Dedalo è uno stratega, un inventore, una persona che è abituata a progettare, finisce per diventare schiavo della sua razionalità proprio così come è diventato schiavo del labirinto che si è costruito e come se non bastasse schiavo di ciò che la sua mente ha progettato intorno al labirinto.
Discorso diverso invece vale per Icaro, personaggio interpretato da Paolo Cutroni, il suo carattere è idealista; un avventuriero del suo presente. Più che spinto dall’istinto Icaro è mosso dalla rabbia, in questo senso l’attore non mostra semplicemente un sentimento irascibile, ma crea una propria sfera emotiva nella quale modella una sua consapevolezza che lo conduce ad una maturità personale, con la quale il pubblico non po’ fare a meno di andare in empatia. Nel costruire la concezione idealistica del personaggio Cutroni compie un percorso che parte dal fanciullo fino ad arrivare ad essere uomo, pur non abbandonando il fanciullo che è dentro di lui, anzi, lo cura, lo nutre conferendogli autorevolezza. In questo modo allo spettatore è ben messa in luce un altro punto cardine riguardante il rapporto padre figlio. Ovvero il contrasto tra un’autoritarietà paterna ma piantata in un terreno di fragilità e un’ autorevolezza del fanciullo che se non crea una definitiva via di uscita dagli errori dei “propri padri”, sicuramente alimenta un raggio di luce in quel labirinto interiore del personaggio, capace di superare ogni convenzione vista come un imposizione e rendere una giustizia che non abbia il sapore di rivendicazione ma di accettazione e capacità di reazione autonoma nei confronti della vita.

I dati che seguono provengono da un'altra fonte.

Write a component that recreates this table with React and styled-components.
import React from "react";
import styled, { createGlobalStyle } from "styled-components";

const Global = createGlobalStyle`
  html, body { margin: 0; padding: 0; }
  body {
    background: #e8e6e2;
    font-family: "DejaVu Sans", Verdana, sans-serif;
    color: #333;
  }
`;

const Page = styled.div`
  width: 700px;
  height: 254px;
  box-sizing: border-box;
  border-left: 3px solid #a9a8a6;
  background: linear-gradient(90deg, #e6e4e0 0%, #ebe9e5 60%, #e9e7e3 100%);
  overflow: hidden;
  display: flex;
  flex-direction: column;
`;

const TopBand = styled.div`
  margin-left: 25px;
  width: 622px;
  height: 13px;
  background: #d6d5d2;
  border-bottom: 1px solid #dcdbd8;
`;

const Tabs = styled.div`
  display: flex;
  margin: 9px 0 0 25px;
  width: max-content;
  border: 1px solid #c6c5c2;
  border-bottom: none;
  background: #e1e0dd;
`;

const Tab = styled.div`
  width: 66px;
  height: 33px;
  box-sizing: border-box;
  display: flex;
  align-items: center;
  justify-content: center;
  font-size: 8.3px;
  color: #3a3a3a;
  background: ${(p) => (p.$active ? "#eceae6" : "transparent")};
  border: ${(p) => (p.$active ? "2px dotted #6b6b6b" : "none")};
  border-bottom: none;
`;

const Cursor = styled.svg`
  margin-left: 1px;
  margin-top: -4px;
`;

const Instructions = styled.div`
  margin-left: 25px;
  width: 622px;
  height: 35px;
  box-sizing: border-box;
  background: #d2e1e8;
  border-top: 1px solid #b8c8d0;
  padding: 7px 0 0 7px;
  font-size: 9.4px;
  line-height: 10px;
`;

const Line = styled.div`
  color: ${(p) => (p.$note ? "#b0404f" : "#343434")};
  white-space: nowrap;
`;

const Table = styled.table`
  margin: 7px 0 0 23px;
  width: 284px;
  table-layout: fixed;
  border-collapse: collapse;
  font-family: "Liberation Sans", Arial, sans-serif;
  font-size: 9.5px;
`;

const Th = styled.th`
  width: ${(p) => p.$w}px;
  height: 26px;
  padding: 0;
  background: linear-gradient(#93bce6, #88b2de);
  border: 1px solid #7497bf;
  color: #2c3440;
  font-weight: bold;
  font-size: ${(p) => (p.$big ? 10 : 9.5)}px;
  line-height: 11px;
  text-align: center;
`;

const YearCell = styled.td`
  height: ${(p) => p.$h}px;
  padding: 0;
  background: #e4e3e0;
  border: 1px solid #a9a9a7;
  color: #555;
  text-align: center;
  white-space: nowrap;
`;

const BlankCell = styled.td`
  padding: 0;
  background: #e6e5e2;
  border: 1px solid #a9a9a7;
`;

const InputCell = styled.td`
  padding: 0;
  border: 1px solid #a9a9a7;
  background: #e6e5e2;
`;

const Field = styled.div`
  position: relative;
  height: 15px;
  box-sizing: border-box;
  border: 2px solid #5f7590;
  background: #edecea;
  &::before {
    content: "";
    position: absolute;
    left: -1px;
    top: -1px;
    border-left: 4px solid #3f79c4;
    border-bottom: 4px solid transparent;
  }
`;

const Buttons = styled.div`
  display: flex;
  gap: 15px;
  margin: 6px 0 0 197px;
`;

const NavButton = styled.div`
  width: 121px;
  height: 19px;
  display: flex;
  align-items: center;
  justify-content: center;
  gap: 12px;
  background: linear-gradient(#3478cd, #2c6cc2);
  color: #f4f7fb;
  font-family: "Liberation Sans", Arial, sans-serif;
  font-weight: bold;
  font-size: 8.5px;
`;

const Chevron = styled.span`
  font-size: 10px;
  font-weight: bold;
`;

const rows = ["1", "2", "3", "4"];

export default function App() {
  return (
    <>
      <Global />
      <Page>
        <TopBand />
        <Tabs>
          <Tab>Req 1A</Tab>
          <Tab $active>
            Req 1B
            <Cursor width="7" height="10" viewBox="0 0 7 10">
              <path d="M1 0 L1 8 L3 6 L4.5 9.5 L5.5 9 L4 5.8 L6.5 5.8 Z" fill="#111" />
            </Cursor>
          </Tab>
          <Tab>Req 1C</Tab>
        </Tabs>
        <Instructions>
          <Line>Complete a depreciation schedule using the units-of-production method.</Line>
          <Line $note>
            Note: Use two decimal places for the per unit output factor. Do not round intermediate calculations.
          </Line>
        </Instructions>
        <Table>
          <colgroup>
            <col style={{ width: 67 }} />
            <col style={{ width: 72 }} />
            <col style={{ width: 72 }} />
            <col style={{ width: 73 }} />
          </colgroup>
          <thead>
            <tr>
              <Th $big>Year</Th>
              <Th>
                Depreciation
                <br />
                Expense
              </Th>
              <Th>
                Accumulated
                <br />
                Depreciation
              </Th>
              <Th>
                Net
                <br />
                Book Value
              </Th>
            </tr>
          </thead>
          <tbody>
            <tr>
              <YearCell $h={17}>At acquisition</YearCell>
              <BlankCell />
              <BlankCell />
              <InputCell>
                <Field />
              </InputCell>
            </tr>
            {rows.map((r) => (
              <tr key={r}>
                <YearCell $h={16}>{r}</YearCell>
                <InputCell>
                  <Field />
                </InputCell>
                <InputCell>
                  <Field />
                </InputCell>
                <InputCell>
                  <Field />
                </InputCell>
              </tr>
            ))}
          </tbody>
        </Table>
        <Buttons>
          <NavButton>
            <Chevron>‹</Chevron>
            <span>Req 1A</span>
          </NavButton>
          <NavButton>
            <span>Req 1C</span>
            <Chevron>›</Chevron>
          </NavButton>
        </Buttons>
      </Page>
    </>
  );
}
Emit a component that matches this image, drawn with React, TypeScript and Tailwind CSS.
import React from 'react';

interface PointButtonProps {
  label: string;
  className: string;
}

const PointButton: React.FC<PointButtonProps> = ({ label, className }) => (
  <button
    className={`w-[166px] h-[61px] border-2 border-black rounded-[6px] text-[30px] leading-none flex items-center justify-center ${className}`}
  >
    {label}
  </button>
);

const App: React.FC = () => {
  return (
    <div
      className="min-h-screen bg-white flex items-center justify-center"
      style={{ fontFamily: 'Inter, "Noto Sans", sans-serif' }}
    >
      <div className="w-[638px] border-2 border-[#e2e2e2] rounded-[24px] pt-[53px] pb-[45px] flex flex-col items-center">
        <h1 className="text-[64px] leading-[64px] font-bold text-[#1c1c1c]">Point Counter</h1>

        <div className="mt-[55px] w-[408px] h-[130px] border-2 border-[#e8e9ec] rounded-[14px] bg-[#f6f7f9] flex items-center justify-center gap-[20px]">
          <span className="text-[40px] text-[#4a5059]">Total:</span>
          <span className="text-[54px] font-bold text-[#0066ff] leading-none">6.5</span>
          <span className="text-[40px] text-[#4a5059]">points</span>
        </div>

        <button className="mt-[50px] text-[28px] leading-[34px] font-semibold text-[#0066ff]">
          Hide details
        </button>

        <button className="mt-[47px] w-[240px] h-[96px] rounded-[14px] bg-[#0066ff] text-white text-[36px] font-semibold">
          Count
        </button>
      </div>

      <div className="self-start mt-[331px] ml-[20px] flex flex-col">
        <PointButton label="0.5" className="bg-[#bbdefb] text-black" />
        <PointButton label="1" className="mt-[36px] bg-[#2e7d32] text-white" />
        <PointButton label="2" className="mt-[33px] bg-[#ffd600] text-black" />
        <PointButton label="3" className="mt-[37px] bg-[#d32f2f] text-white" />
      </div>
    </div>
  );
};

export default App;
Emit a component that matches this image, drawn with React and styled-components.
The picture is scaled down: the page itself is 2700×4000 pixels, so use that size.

Paradossalmente la concezione fatalistica che il mito impone è annullata in parte dall’accettazione anche di ciò che è il mito in quanto tale e da un processo che tende a far valere le idee e sentimenti dell’individuo come azioni. Quindi di conseguenza le azioni di Icaro lo rendono artefice del proprio destino, sciogliendo ogni catena imposta dalla convenzionalità culturali.
Lo spettacolo affonda le sue radici in un laboratorio di drammaturgia tenuto con Letizia Russo, all’interno della scuola di formazione Teatro Azione in cui l’autore, i registi e gli attori si sono formati. Continuando il lavoro in maniera del tutto autonoma si sono alimentate e sedimentate immagini che sono riuscite a creare le nuove tessiture drammaturgiche che oggi il testo espone, con l’obiettivo di rendere questo lavoro terreno sempre più fertile per future messe in scena.
Mauro Ascenzi, Benedetta Cassio, Paolo Congi e Paolo Cutroni fanno parte della compagnia “VERSUS”, giovane e dinamica compagnia teatrale che attiva in diversi contesti per quel che riguarda spettacoli teatrali e performativi. In comune hanno l’obiettivo sicuramente quello di crescere e fare di questo lavoro uno slancio capace di rendere il teatro, attraverso l’ ardente passione che nutrono, una pratica artistica sempre in eruzione e soprattutto viva.